SZNICK. Valdir. Liberdade, Prisão Cautelar e Temporária.ed.2ª. São Paulo: Universitária de Direito, 1995.
Notas
[1] Nos termos do artigo 7°, item “5”, da Convenção Interamericana de Direitos Humanos: “Toda pessoa detida ou retida deve ser conduzida, sem demora, à presença de um juiz ou outra autoridade autorizada pela lei a exercer funções judiciais e tem direito a ser julgada dentro de um prazo razoável ou a ser posta em liberdade, sem prejuízo de que prossiga o processo. Sua liberdade pode ser condicionada a garantias que assegurem o seu comparecimento em juízo.” (Grifamos)
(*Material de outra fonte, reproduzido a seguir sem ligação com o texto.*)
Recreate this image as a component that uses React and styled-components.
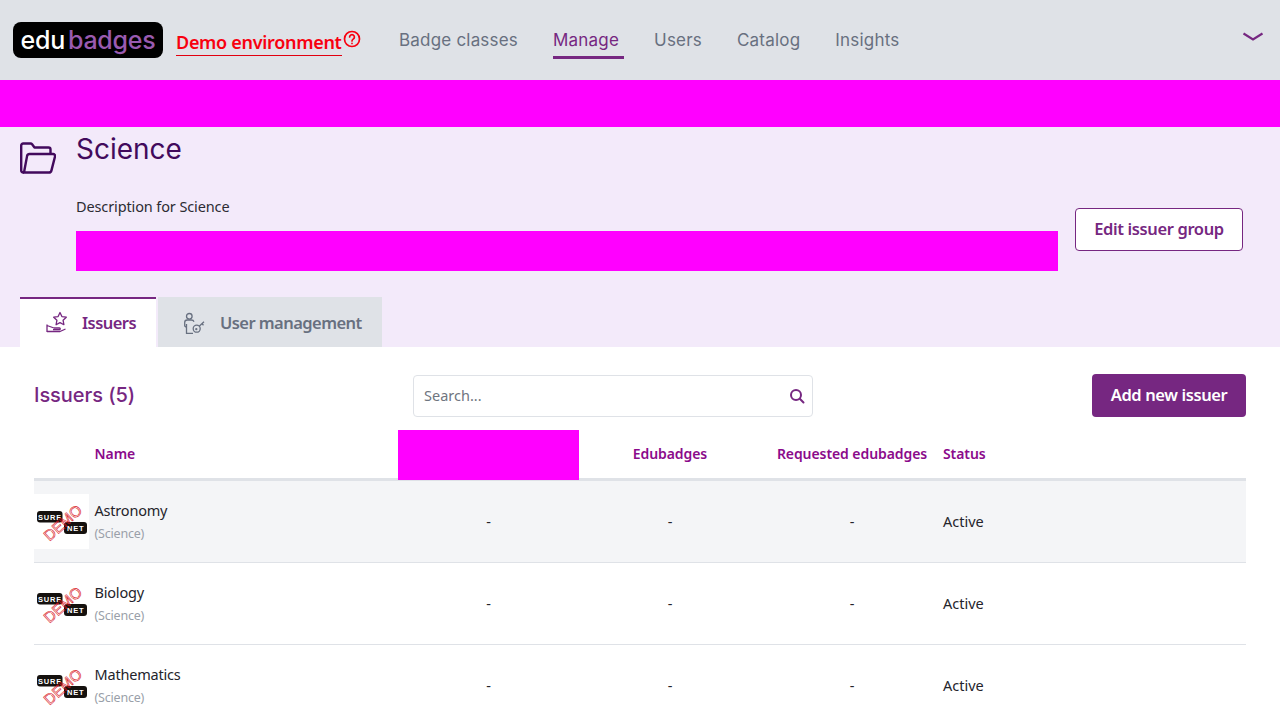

[2] A “prisão”, no contexto apresentado, não deve ser interpretada de maneira técnica, representando, na verdade, o momento da captura.
[3] Art. 301, do CPP: “Qualquer do povo poderá e as autoridades policiais e seus agentes deverão prender quem quer que seja encontrado em flagrante delito.”
[4] BRASILEIRO DE LIMA, Renato. Manual de Processo Penal. p. 1264.
[5] MOUGENOT BONFIM, Edilson. Curso de Processo Penal. p.516.
[6] Em se tratando da infração penal prevista no artigo 28 da Lei de Drogas (usuário de drogas), o conduzido não poderá ser sujeito passivo do auto de prisão em flagrante, ainda que se recuse a assinar o termo de compromisso da Lei 9.099/95.
[7] Não podemos olvidar que em algumas regiões o preso em flagrante deverá ser apresentado na Audiência de Custódia.
[8] A lei inova nesse ponto e determina, de maneira expressa, que a decisão do juiz ao analisar o flagrante deve ser fundamentada. Entendemos que tal disposição seria desnecessária, uma vez que a própria Constituição da República impõe que todos os atos devem ser motivados. Contudo, tendo em vista que havia um constante desrespeito a essa regra, foi conveniente a menção expressa na lei.
[9] Destacamos que, no Estado de São Paulo, a comunicação da prisão à Defensoria Pública é feita por meio do sistema de intranet. No momento em que é selecionada a opção “flagrante” no sistema da Polícia Civil de Registro Digital de Ocorrência (RDO), a Defensoria Pública já passa a ter acesso a todas as peças elaboradas no plantão de polícia judiciária.